Would you share with us some of your tips on mending? 

“Make sure you have the basics readily available— thread, a needle, extra buttons, iron-on patches if you aren’t sewing-inclined. Anything more major can be taken to a tailor if needed.  

“A stitch in time saves nine” — literally! Mend something as soon as you see it, even if it’s just a tiny hole or a small fray. It’ll keep it from growing into a bigger problem later. 

Make a hand-stitching sampler to teach yourself the basic techniques, and to have something to refer to when the time comes. Some really handy stitches in mending are the running stitch, backstitch, and whip stitch. When hemming, the catch stitch works really well! Hemming is a skill everyone should learn. 

Embrace visible mending— you don’t need to hide the imperfections in your clothes, you can highlight them! This removes some of the pressure of doing mends perfectly and allows you to celebrate mistakes. An example of this is embroidering fun motifs over stains. 

Learn about different kinds of fabrics and how they behave! Understanding what needs to be hand-washed, or what is most likely to fray can help you take preventative measures to make your clothes last longer. 

Start a collection of extra buttons— If your coat comes with an extra one on the tag, keep it! You never know when it’ll come in handy (if not on your coat, on a different piece of clothing!). I like to collect vintage buttons and mix-match them into garments. 

When darning socks, use a jar (or another round container) to hold the sock taut while you work (if you don’t have a darning egg/mushroom) 

Put scraps of fabric behind holes to reinforce the weak area of fabric that extends beyond them, so the hole can’t grow.

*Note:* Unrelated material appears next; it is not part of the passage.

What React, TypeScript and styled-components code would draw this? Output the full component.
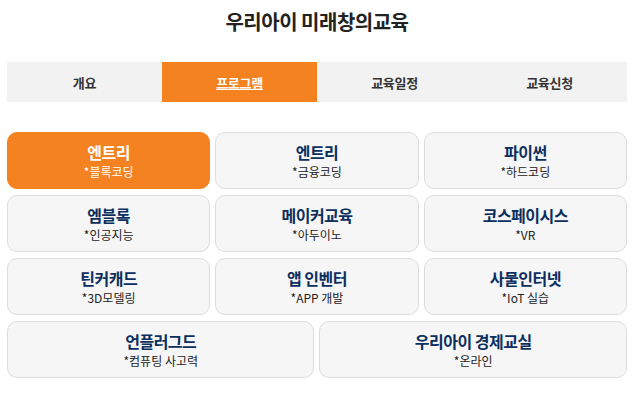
import React from 'react';
import styled, { createGlobalStyle } from 'styled-components';

const GlobalStyle = createGlobalStyle`
  body {
    margin: 0;
    background: #fff;
    font-family: "Noto Sans CJK KR", "Noto Sans", sans-serif;
  }
`;

const tabs = ['개요', '프로그램', '교육일정', '교육신청'];

const programs = [
  { name: '엔트리', desc: '*블록코딩', active: true },
  { name: '엔트리', desc: '*금융코딩' },
  { name: '파이썬', desc: '*하드코딩' },
  { name: '엠블록', desc: '*인공지능' },
  { name: '메이커교육', desc: '*아두이노' },
  { name: '코스페이시스', desc: '*VR' },
  { name: '틴커캐드', desc: '*3D모델링' },
  { name: '앱 인벤터', desc: '*APP 개발' },
  { name: '사물인터넷', desc: '*IoT 실습' },
  { name: '언플러그드', desc: '*컴퓨팅 사고력', wide: true },
  { name: '우리아이 경제교실', desc: '*온라인', wide: true },
];

const App = () => {
  return (
    <Page>
      <GlobalStyle />
      <Title>우리아이 미래창의교육</Title>
      <TabBar>
        {tabs.map((t, i) => (
          <Tab key={t} $active={i === 1}>{t}</Tab>
        ))}
      </TabBar>
      <Grid>
        {programs.map((p, i) => (
          <Card key={i} $active={p.active} $wide={p.wide}>
            <CardTitle $active={p.active}>{p.name}</CardTitle>
            <CardDesc $active={p.active}>{p.desc}</CardDesc>
          </Card>
        ))}
      </Grid>
    </Page>
  );
};

const Page = styled.div`
  padding: 10px 6px 0 7px;
`;

const Title = styled.h1`
  margin: 0 0 28px;
  text-align: center;
  font-size: 20px;
  line-height: 24px;
  font-weight: 700;
  color: #222;
  letter-spacing: -0.5px;
`;

const TabBar = styled.div`
  display: grid;
  grid-template-columns: repeat(4, 1fr);
  height: 40px;
  background: #f2f2f2;
`;

const Tab = styled.div<{ $active?: boolean }>`
  display: flex;
  align-items: center;
  justify-content: center;
  font-size: 13px;
  font-weight: 700;
  letter-spacing: -0.3px;
  color: ${(p) => (p.$active ? '#fff' : '#333')};
  background: ${(p) => (p.$active ? '#f58220' : 'transparent')};
  text-decoration: ${(p) => (p.$active ? 'underline' : 'none')};
`;

const Grid = styled.div`
  margin-top: 30px;
  display: grid;
  grid-template-columns: repeat(6, 1fr);
  grid-auto-rows: 57px;
  column-gap: 5px;
  row-gap: 6px;
`;

const Card = styled.div<{ $active?: boolean; $wide?: boolean }>`
  grid-column: span ${(p) => (p.$wide ? 3 : 2)};
  box-sizing: border-box;
  display: flex;
  flex-direction: column;
  align-items: center;
  justify-content: center;
  border-radius: 10px;
  border: 1px solid ${(p) => (p.$active ? '#f58220' : '#dddddd')};
  background: ${(p) => (p.$active ? '#f58220' : '#f6f6f6')};
`;

const CardTitle = styled.div<{ $active?: boolean }>`
  font-size: 16px;
  line-height: 22px;
  font-weight: 700;
  letter-spacing: -0.5px;
  color: ${(p) => (p.$active ? '#fff' : '#0c2f5e')};
`;

const CardDesc = styled.div<{ $active?: boolean }>`
  font-size: 12px;
  line-height: 17px;
  color: ${(p) => (p.$active ? '#fff' : '#222')};
`;

export default App;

Look up sashiko stitching as a technique for this!”

Her book Wear, Repair, Repurpose is launching on the 31st of March 2020, and it holds more tips and tricks about mending! As daunting as it may seem, Lily showed us that mending clothes can be fun and doesn’t have to be perfect to be worth the while. So go grab the jeans that have a rip that top that has a hole, and try something new. Extending the lives of your clothes is a great step towards sustainable living, helping you reduce your waste.